2
$\begingroup$

A common Calculus exercise I keep running upon is a variation of the following:

When $f(x) = \frac{p(x)}{q(x)}$, define $f(x_0)$ such as that $f$ is continuous at $x_0$.

Usually, $x_0$ is a common zero of both $p$ and $q$, so the question is asking the reader to factor out that common root and proceed by taking the limit of the now defined, continuous quotient. Then, for $f$ to be continuous at $x_0$, it's value must agree with the limit. My question is, before factoring out the common zero, was $f$ really undefined? If a function is a relation between sets, and we exchanged it's formula by an equivalent one, how comes this relation is changed? What exactly means to give a function by a formula?

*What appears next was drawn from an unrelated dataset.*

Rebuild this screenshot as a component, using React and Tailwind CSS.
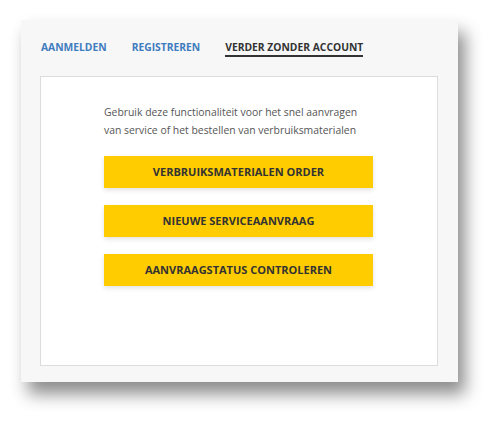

I try to make sense of it this way: let $K$ be a field, and $K[X]$ it's polynomial ring. Then, a polinomial function $p(x)$ can be identified with an element in $K[X]$ that is simply evaluated at the morphism $X \mapsto x$. But rational functions, functions given by a formula which is a quotient of polynomials, must be identified with an element in the field of fractions of $K[X]$. But this field is a quotient set, and any proper morphism from it needs to be properly defined. One way to do so is to take the irreducible representation of each fraction. Then, we get rid of the common zero problem, and our function $f$ was never undefined at $x_0$ in the first place, as it's value is given by the irreducible version of the formula. Given that Calculus textbooks neglect this, how is this usually handled in the mainstream?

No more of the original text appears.